According to researchers at the University of Western Australia (UWA), a handheld device that emits infrared light may hold the key to a quicker and safer treatment for people who suffer neurotrauma.
Assistant Prof Lindy Fitzgerald, a cell biologist who works in UWA’s School of Animal Biology, said the device worked by emitting red light from an LED (light emitting diode), which acted on proteins in cells of damaged nerves.
’It improves the actions of the proteins, helping the cells make more energy,’ Fitzgerald said. ’If the energy-making pathways of cells are working better, the cells don’t make as many toxic free radicals and nerve function does not deteriorate as much.’
Free radicals are reactive oxygen and nitrogen molecules that damage proteins, fats and DNA in cells, leading to the death of cells if they are not controlled.

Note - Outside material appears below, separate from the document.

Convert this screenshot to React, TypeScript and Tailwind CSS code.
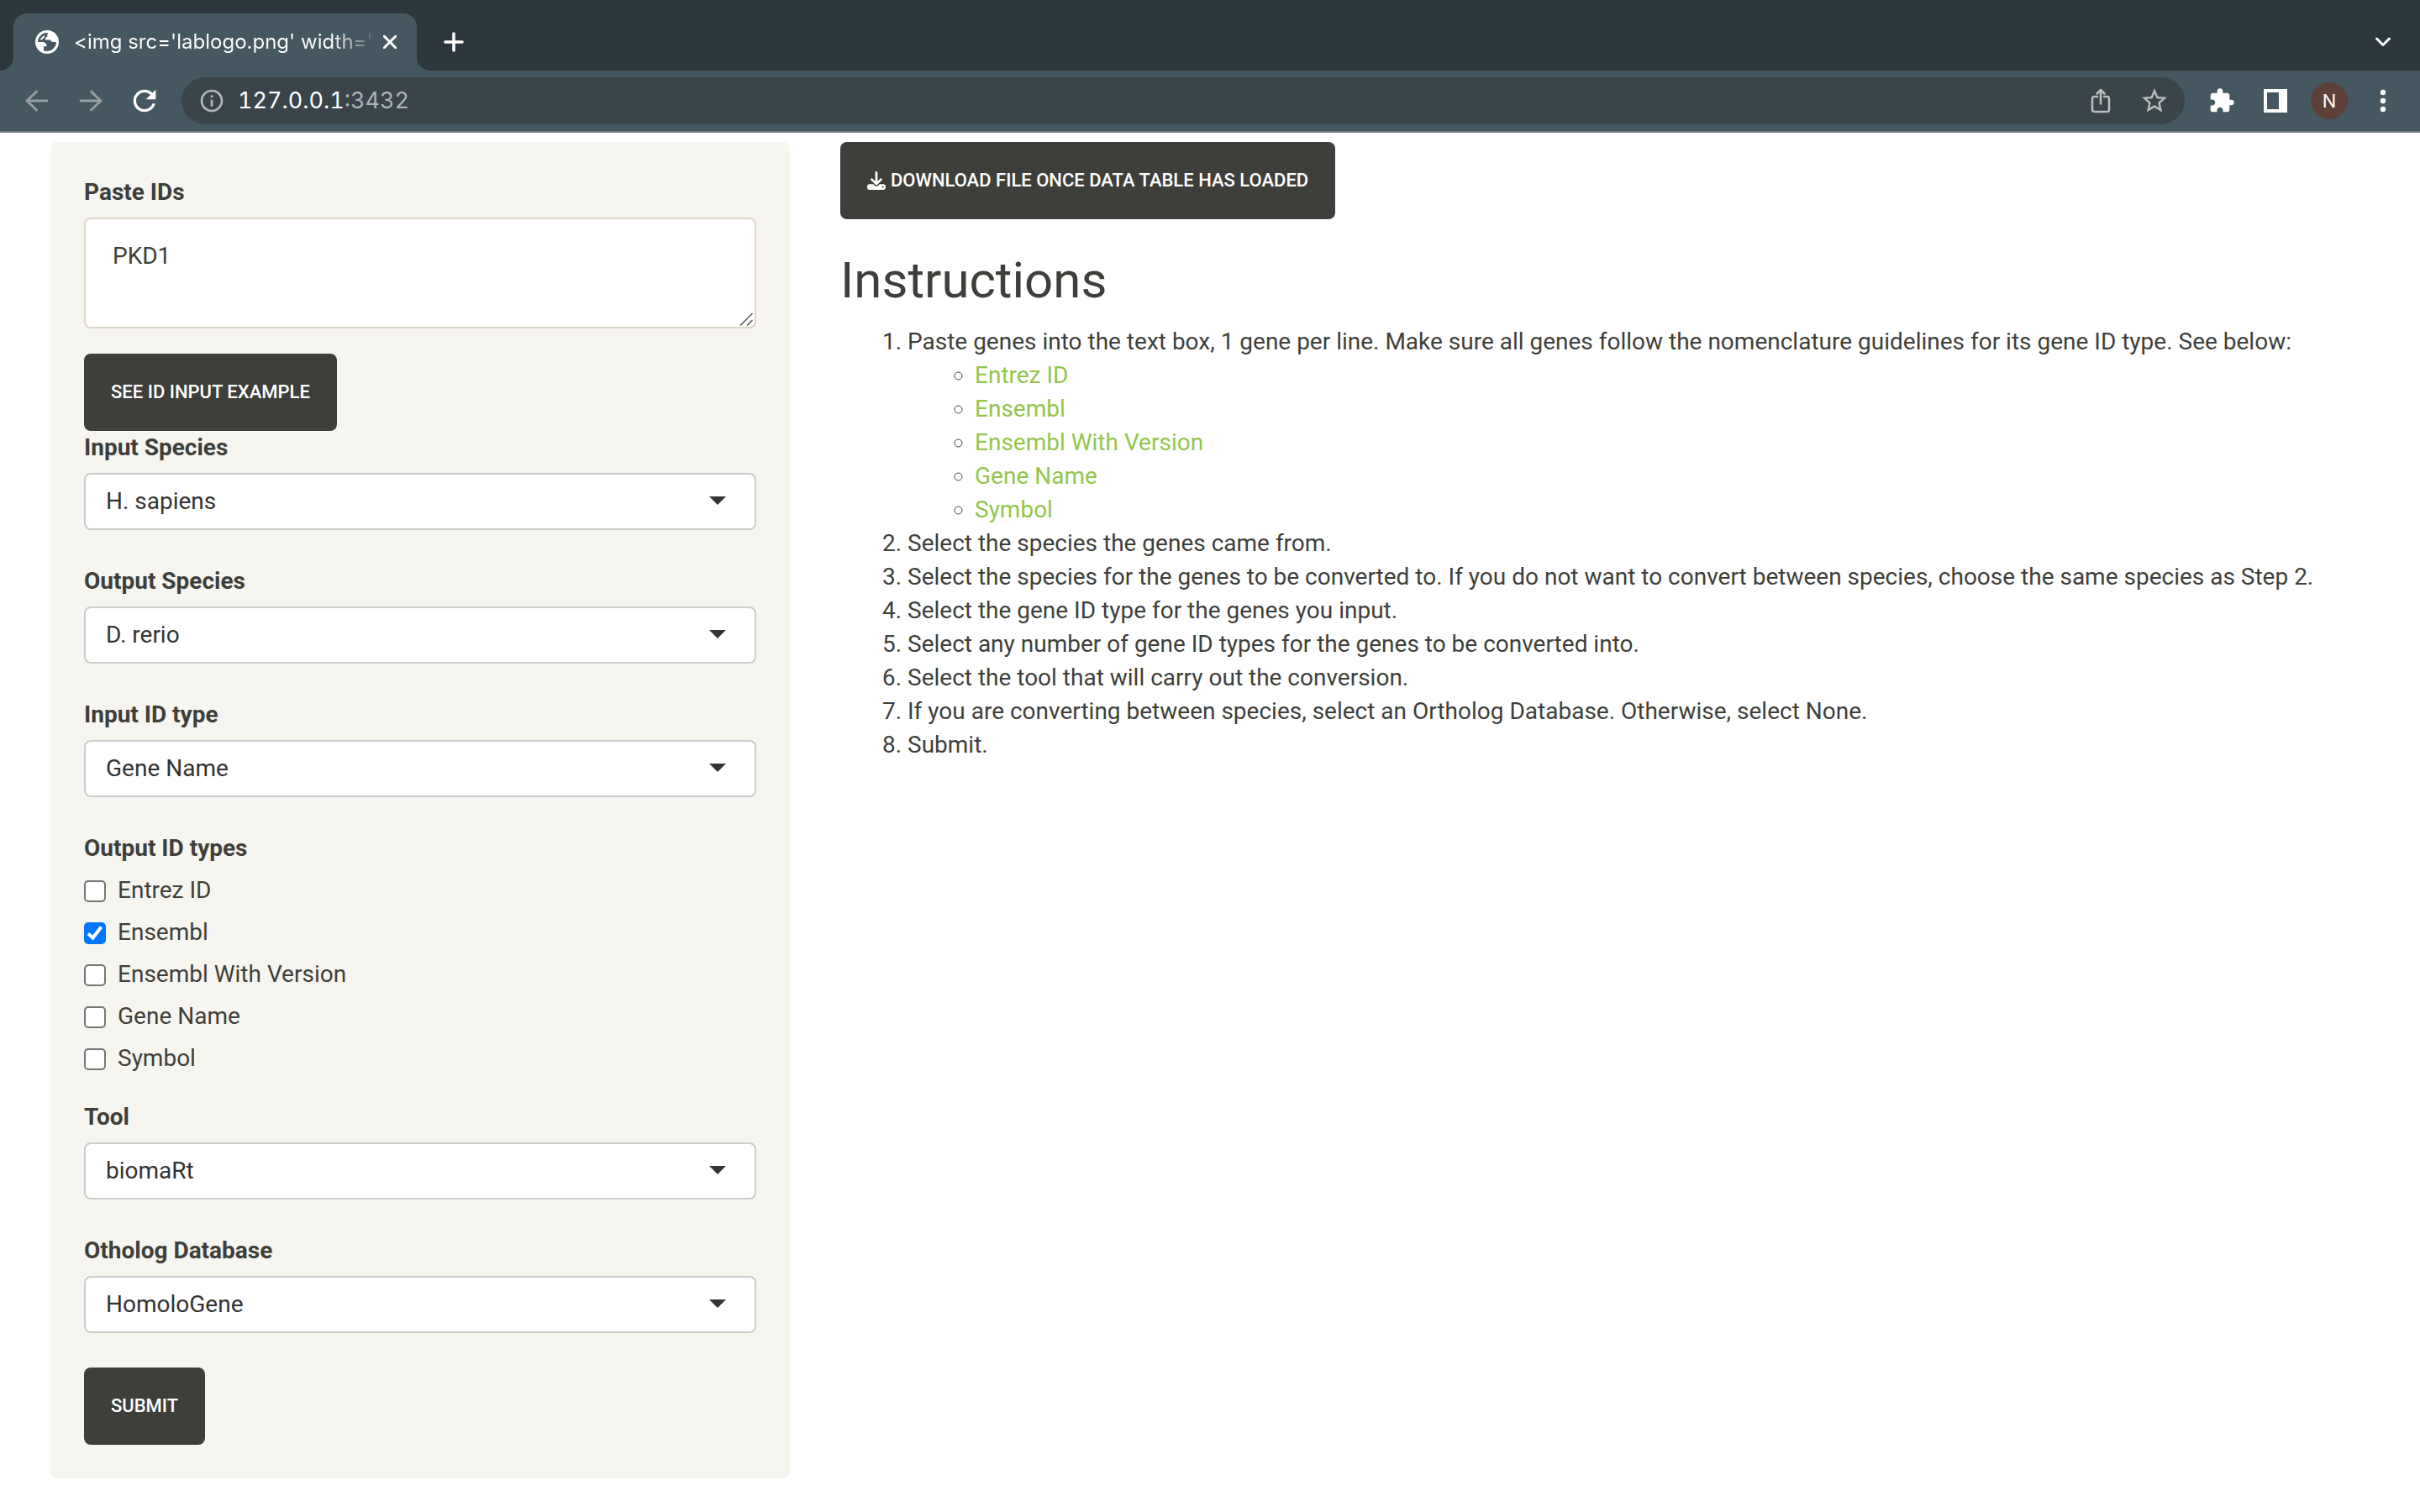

Together with her UWA colleagues, Profs Sarah Dunlop and Alan Harvey, Fitzgerald has been awarded funds by the Neurotrauma Research Program of Western Australia to continue research in this area.
’If we can show that there are long-term benefits of treatment in animal models and then we can show good effects in human trials, it would be an easy and safe method to quickly treat people who have suffered neurotrauma, such as spinal cord injury,’ Fitzgerald said.
She said the device had already been approved for use by the US Food and Drug Administration.